While encouraging others back home to vote to help them, garment workers had also spread other details of the CNRP’s platform.

“Everyone in the family can benefit from our policy,” he said, referring to financial schemes for farmers and the elderly.

Unions and labour-rights groups also believe garment workers contributed in no small way to the CNRP’s rise, both in factory-filled provinces and across the country.

Kong Athit, vice-president of the independent Coalition of Cambodian Apparel Workers’ Democratic Union (C.CAWDU), said that in the past five years garment workers have become more educated about their rights and have seen a decline in working conditions.

“And I think they do [have a lot of influence on their families],” he said, referring to workers returning home to the provinces. “They are the driving economy of the family, so … they have power.”

Chandy never used to talk about politics with her family.
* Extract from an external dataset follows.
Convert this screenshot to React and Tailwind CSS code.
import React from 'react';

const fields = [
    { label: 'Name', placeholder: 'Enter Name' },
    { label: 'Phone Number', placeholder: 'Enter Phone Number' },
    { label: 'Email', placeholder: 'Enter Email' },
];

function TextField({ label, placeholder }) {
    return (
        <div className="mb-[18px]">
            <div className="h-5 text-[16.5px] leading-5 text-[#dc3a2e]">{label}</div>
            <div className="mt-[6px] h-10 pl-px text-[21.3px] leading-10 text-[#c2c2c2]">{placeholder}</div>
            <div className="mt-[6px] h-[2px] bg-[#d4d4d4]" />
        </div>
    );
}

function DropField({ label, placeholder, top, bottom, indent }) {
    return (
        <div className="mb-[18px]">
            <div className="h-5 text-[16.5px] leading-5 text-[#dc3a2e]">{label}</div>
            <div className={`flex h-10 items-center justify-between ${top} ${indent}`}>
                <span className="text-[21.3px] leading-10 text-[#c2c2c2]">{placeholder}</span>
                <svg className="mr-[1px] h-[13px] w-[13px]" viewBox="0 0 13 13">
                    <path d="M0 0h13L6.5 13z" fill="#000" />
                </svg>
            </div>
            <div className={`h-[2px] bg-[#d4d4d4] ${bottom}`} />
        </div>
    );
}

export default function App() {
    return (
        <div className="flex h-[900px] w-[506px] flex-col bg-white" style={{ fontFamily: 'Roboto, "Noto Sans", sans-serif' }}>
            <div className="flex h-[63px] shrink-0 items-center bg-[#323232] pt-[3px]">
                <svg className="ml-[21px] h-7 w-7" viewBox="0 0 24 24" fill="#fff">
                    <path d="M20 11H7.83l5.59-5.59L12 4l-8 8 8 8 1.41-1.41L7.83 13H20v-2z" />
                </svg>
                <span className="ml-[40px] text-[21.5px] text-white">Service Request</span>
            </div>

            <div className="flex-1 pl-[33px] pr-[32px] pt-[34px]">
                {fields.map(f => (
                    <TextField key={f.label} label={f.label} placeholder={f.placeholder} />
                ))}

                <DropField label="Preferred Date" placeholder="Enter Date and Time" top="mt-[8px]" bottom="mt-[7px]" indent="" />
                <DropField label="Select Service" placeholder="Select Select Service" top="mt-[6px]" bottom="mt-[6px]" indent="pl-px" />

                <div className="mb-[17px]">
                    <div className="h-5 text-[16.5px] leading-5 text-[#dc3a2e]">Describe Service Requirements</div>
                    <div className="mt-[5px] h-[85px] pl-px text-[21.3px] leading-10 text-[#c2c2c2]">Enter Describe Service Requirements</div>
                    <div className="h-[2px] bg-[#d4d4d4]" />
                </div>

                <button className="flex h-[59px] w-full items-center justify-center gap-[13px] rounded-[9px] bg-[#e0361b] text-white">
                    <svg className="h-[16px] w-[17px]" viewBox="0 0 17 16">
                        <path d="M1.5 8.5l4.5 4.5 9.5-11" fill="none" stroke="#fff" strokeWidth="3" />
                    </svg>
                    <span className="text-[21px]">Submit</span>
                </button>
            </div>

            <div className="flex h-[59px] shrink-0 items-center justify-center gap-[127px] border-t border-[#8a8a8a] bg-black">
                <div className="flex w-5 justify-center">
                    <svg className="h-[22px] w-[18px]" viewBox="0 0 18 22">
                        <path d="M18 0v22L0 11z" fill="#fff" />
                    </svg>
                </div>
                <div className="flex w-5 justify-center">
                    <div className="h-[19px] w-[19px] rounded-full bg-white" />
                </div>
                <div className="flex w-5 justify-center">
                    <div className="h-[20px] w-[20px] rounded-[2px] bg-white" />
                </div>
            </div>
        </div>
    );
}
But the CNRP’s simple promise of higher wages won her over, she said during her lunch break yesterday.

A fellow worker at the same factory, Sok Neang, 20, is a native of Ang Snuol district and cast one of many votes that helped the CNRP win a majority of seats in Prime Minister Hun Sen’s province.
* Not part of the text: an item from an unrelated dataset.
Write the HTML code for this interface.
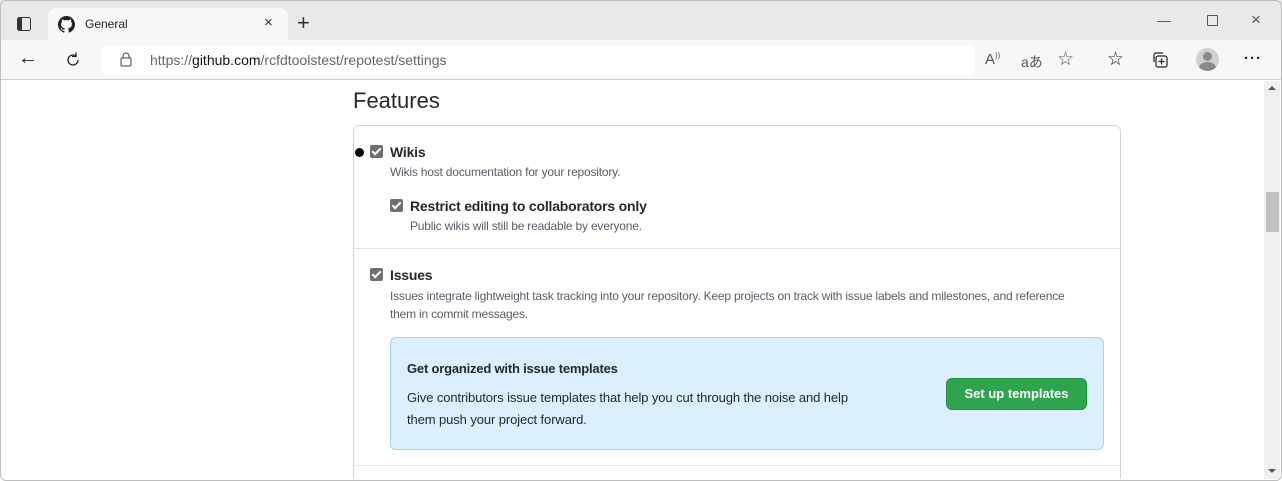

“I chose the CNRP because … my wage is not enough for me to support my family. I do not get $150, but I would have done if the CNRP had won,” she said.

Sok Neang added that all of her friends had also voted for the opposition.

For others, however, family traditions remain strong and they followed their parents at the polling stations rather than taking the lead.

One worker, 27, who didn’t give her name, said she voted for the CPP in 2008 and did so again in Kampong Cham province this year.

“I followed my parents because they asked me to vote for the CPP a long time ago,” she said. “I trust my parents – that is why I always follow them.”

While other workers voted for the CPP because they said they loved the party, others, including Sok Neang, spoke of a generational change in political alliances within factories that traditionally have been dominated by government-aligned unions.

“My older colleagues all voted for the CPP,” she said. “And my parents voted for the CPP. I just told them I love the CNRP because it will help us have a better life.”

While many have spoken of the role social media networks played in boosting the CNRP vote, Cambodian Confederation of Unions president Rong Chhun believes the informal garment worker network was more important.

“I think the workers factor is number one, followed by the youth,” he said.

While that’s certainly not a view shared by everyone, Dave Welsh, country manager for labour-rights group Solidarity Center/ACILS, believes many garment workers are politically engaged enough to know they are being “shafted” and would have voted for change.

Furthermore, he said, they hold considerable leverage at a time when “record profits” are being made.

Back in Kandal, Chandy and her friends don’t see themselves as particularly influential. They just want better conditions and more money.

“We were disappointed when we heard the CNRP didn’t win,” she said. “We tried.”